(Interface markup and scripts)
+++

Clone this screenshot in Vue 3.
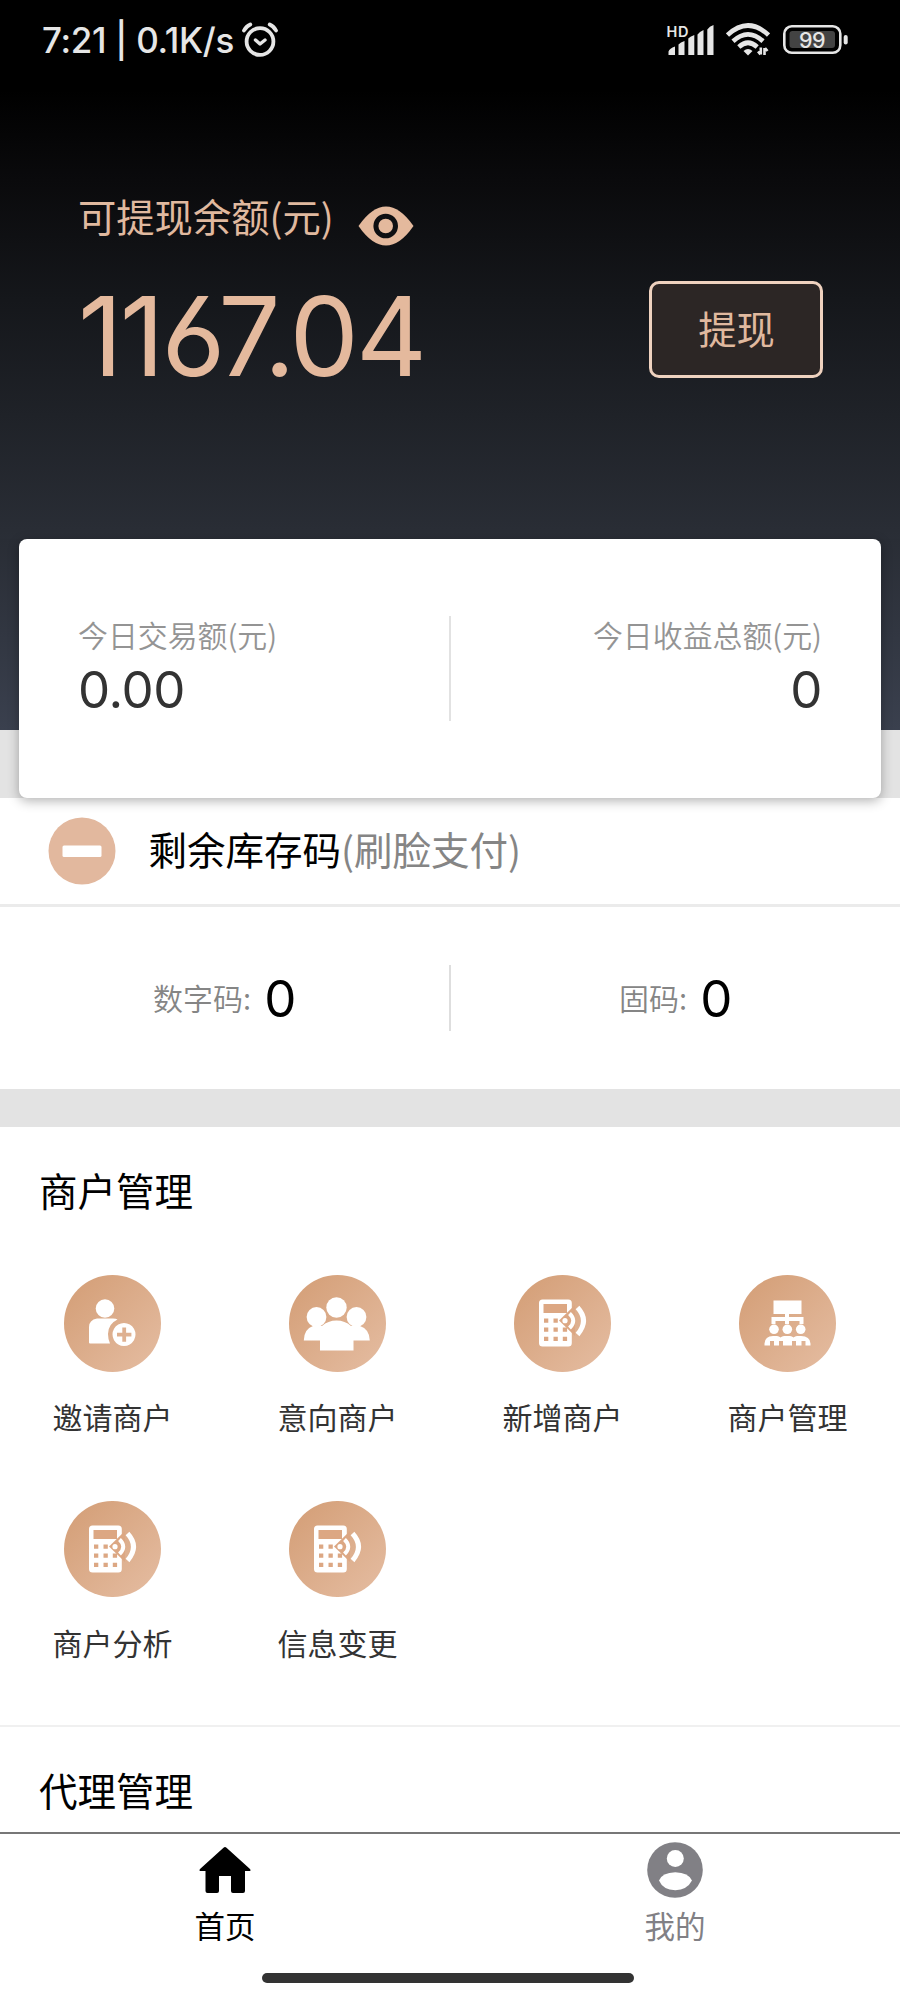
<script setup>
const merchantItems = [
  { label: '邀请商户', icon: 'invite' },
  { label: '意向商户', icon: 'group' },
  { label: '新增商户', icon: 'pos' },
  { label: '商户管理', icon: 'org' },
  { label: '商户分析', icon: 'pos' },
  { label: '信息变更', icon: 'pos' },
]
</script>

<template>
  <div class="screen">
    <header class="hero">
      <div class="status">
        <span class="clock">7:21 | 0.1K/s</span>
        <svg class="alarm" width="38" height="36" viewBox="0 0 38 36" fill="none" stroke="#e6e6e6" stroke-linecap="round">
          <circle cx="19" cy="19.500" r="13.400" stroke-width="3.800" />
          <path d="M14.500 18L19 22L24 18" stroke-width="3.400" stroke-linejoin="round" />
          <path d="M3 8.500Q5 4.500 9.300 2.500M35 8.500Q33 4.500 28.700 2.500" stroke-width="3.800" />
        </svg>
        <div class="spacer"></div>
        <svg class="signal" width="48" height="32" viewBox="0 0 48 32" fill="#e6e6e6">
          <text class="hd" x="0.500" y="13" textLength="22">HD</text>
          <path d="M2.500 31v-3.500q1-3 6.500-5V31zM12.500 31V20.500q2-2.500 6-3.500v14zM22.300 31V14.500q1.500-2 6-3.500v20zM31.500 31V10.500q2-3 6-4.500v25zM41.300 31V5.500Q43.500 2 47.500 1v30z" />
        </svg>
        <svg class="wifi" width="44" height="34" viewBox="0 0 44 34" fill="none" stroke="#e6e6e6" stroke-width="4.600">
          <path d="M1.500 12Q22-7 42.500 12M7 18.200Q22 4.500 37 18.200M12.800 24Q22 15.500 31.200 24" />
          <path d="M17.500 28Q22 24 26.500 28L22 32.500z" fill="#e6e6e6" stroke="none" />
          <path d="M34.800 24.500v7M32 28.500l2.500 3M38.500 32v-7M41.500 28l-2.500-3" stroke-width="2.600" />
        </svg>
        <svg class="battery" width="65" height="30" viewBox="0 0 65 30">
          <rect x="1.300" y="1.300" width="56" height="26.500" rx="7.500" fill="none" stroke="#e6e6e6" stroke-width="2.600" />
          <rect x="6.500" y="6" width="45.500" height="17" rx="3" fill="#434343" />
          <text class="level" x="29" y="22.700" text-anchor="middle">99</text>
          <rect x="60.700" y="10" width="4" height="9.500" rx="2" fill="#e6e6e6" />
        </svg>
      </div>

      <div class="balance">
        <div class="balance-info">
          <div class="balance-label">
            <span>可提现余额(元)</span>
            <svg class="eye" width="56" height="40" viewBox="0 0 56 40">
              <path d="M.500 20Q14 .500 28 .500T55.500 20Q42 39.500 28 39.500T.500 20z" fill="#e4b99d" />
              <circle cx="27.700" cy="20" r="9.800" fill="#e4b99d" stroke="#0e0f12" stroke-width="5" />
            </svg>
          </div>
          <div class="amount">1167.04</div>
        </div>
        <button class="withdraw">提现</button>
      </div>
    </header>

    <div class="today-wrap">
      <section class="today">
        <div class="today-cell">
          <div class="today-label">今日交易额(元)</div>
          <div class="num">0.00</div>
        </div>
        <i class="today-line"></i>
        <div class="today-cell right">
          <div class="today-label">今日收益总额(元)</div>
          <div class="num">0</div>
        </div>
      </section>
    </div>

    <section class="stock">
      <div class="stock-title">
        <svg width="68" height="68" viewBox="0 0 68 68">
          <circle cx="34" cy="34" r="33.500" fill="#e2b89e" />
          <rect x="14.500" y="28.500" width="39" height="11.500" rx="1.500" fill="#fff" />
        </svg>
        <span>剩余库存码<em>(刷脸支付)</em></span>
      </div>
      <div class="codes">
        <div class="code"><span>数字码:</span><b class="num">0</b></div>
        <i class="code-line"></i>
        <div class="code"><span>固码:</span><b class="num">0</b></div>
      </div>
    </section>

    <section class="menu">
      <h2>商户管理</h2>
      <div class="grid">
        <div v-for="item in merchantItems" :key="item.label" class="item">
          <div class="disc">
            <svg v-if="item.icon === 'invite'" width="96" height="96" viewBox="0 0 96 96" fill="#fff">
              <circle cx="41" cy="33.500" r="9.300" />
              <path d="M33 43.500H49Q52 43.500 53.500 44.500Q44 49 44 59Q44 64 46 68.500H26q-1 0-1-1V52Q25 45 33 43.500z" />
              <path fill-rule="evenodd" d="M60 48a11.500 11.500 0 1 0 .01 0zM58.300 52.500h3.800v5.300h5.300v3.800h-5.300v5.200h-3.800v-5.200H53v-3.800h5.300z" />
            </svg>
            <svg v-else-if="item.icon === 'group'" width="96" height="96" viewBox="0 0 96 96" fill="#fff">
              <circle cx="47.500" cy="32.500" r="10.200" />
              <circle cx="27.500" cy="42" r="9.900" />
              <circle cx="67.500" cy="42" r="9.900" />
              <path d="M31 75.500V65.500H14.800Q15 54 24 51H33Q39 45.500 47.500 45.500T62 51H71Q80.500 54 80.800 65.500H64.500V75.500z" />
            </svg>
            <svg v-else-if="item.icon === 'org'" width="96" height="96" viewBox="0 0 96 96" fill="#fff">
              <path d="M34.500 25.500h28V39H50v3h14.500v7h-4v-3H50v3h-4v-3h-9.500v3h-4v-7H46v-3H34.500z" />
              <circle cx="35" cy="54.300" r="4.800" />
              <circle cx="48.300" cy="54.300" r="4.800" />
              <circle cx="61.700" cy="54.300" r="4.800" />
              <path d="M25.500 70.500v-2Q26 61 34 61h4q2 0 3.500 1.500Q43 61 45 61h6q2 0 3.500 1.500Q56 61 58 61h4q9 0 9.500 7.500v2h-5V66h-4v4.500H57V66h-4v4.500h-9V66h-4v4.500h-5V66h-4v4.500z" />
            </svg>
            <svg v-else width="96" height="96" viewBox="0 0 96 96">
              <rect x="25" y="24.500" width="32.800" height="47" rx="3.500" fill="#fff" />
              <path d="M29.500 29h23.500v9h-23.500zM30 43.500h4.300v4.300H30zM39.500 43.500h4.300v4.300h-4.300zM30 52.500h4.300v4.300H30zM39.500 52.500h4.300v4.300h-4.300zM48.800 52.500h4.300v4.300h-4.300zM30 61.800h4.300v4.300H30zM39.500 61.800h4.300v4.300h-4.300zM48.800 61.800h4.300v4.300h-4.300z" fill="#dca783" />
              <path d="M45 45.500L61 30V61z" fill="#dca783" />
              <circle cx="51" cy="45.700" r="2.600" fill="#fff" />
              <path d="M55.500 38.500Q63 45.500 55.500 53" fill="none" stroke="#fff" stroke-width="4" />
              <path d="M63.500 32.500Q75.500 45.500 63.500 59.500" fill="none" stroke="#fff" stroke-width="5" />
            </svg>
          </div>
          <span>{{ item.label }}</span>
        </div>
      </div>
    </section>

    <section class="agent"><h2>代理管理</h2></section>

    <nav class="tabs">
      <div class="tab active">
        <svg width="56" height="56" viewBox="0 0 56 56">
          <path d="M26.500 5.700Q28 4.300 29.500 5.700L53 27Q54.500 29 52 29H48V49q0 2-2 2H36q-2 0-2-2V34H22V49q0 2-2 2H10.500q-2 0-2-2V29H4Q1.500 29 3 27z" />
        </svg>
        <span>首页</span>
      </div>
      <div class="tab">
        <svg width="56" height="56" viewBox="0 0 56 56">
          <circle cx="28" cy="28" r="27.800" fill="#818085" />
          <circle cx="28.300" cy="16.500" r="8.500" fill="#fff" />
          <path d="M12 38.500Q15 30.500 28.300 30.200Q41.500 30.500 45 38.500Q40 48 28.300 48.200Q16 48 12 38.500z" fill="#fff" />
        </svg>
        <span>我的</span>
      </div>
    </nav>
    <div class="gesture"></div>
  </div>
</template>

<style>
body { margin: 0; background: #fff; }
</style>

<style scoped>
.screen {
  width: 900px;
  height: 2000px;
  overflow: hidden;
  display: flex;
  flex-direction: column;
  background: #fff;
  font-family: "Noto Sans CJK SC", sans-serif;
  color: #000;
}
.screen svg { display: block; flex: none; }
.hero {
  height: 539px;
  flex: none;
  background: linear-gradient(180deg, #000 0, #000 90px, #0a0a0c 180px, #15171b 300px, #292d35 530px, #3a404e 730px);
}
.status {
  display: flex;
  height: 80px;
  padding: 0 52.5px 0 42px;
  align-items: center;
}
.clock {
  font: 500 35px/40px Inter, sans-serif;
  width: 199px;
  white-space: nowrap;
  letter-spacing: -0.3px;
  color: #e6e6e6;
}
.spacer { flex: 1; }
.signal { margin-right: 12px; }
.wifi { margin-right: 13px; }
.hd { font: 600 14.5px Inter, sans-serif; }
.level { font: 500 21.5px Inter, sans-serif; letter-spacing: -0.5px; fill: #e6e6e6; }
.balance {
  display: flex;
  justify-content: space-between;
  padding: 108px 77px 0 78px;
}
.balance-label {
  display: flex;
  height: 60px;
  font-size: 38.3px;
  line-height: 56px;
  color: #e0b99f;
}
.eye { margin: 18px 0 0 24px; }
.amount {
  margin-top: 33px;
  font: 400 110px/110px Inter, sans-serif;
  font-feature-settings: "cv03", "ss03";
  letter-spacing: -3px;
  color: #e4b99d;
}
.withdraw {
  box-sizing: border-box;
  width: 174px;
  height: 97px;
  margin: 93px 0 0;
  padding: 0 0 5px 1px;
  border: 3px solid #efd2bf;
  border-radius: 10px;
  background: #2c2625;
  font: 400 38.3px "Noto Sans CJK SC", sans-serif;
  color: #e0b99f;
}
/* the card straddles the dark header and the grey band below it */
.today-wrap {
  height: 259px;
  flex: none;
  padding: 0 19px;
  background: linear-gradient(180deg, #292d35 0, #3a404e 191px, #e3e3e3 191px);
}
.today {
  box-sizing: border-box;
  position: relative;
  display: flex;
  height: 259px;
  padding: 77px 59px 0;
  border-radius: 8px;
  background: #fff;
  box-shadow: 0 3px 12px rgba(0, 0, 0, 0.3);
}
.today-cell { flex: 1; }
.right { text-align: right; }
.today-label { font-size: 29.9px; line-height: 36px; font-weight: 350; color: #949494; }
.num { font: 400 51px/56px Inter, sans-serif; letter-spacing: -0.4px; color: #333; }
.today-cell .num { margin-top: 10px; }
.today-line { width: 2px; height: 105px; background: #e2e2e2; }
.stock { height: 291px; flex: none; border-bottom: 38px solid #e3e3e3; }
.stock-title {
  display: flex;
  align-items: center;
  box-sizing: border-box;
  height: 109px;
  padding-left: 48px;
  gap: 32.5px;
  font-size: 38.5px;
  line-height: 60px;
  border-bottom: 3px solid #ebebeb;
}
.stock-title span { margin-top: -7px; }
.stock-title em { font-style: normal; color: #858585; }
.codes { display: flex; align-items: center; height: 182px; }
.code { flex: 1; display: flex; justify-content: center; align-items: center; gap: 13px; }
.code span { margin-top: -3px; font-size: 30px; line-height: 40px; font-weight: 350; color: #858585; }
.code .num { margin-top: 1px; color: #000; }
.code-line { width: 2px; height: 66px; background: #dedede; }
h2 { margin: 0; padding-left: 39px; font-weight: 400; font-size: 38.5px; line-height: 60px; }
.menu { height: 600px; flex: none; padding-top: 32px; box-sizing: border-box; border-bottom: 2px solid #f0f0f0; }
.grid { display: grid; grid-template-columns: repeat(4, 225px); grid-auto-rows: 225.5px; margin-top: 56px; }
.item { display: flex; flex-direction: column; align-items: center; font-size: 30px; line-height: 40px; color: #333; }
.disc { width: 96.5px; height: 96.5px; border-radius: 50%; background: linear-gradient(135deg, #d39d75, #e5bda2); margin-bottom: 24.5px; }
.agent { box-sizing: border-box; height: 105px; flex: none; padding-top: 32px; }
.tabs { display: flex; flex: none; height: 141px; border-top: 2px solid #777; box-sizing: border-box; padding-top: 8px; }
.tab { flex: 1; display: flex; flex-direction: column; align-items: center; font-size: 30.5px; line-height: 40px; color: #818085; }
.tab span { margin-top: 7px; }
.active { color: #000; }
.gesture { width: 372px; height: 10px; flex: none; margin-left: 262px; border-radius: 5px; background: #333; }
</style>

+++

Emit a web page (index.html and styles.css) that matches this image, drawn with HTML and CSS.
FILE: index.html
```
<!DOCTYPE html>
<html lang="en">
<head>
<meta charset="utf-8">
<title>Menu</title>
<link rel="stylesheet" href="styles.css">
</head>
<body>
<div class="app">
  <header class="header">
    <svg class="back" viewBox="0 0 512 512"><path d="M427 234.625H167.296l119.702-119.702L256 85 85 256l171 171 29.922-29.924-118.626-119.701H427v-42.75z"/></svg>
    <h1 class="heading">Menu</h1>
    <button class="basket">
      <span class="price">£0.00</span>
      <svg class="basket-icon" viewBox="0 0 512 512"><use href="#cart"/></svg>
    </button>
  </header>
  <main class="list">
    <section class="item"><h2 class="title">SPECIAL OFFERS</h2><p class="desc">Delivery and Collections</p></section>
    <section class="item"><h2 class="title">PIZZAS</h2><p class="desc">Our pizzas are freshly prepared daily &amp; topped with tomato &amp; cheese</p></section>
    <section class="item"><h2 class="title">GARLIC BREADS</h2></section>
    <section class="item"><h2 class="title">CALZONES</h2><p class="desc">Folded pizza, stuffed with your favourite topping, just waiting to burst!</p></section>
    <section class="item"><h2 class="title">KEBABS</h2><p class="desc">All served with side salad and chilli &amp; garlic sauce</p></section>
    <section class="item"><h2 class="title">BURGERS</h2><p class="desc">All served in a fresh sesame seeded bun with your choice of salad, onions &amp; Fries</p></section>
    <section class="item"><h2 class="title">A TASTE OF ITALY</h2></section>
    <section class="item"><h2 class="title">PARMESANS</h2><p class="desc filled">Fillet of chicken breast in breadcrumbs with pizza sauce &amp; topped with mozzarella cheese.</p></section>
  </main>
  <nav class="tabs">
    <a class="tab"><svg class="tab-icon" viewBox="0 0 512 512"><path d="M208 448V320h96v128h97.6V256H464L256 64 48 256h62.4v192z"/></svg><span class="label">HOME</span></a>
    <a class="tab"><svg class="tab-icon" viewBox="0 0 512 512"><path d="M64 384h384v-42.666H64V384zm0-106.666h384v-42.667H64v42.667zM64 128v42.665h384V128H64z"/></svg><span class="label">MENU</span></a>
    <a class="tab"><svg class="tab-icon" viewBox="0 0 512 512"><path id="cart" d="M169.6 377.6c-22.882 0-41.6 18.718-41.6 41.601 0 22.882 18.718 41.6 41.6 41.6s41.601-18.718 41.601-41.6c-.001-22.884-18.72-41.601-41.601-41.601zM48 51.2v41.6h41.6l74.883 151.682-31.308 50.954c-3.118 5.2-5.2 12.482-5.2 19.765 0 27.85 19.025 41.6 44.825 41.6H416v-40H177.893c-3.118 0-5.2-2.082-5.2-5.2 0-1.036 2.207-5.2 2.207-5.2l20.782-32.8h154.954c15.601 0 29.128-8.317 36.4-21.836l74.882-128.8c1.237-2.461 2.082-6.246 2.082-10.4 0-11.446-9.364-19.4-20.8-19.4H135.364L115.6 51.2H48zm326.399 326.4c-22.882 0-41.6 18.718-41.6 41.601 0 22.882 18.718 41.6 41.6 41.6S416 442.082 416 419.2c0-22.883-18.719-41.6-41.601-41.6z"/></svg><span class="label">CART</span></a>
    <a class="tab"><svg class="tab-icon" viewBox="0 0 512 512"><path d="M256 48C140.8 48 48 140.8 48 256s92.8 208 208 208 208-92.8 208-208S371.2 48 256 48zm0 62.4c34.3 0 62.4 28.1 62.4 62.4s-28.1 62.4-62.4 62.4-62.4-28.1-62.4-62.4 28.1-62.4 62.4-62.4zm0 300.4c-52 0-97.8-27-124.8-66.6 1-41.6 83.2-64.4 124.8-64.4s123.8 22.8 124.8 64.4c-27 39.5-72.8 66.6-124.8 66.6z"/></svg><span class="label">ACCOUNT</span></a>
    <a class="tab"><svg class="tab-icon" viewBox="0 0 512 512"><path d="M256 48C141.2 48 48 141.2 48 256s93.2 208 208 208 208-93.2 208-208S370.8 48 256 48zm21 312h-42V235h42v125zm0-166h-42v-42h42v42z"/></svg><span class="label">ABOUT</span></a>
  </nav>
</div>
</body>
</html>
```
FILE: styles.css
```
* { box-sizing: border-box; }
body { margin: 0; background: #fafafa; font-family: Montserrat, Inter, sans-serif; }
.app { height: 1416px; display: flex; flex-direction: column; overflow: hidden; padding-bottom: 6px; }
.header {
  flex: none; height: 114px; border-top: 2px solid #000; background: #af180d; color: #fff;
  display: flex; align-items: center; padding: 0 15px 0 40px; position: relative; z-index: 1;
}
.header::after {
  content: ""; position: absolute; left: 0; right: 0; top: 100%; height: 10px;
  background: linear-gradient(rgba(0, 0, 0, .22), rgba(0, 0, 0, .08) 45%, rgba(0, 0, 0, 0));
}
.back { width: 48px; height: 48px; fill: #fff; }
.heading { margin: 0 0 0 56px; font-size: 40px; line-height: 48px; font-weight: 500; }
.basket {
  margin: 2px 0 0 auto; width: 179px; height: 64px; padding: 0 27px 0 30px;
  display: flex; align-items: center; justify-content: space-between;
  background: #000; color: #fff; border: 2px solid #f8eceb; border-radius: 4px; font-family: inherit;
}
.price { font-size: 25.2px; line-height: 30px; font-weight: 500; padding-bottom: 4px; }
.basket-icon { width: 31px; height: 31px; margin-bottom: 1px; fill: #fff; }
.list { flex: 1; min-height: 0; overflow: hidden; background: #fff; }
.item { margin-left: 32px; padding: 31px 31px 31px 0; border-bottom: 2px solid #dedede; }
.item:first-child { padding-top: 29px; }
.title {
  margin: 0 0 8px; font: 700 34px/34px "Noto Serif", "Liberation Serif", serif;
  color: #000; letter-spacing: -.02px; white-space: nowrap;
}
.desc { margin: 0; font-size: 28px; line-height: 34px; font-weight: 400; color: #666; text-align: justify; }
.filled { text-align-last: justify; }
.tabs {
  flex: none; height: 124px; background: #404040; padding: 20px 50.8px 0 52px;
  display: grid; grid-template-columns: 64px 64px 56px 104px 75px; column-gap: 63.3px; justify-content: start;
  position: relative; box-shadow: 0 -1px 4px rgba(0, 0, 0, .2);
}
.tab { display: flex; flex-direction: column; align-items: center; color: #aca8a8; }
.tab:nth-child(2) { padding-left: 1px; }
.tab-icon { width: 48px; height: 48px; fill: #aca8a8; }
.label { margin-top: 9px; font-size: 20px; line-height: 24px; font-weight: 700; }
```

+++

Given task: Find every line in the records above that contains the word "index", and copy each one.

Output below:
Emit a web page (index.html and styles.css) that matches this image, drawn with HTML and CSS.
FILE: index.html
  display: flex; align-items: center; padding: 0 15px 0 40px; position: relative; z-index: 1;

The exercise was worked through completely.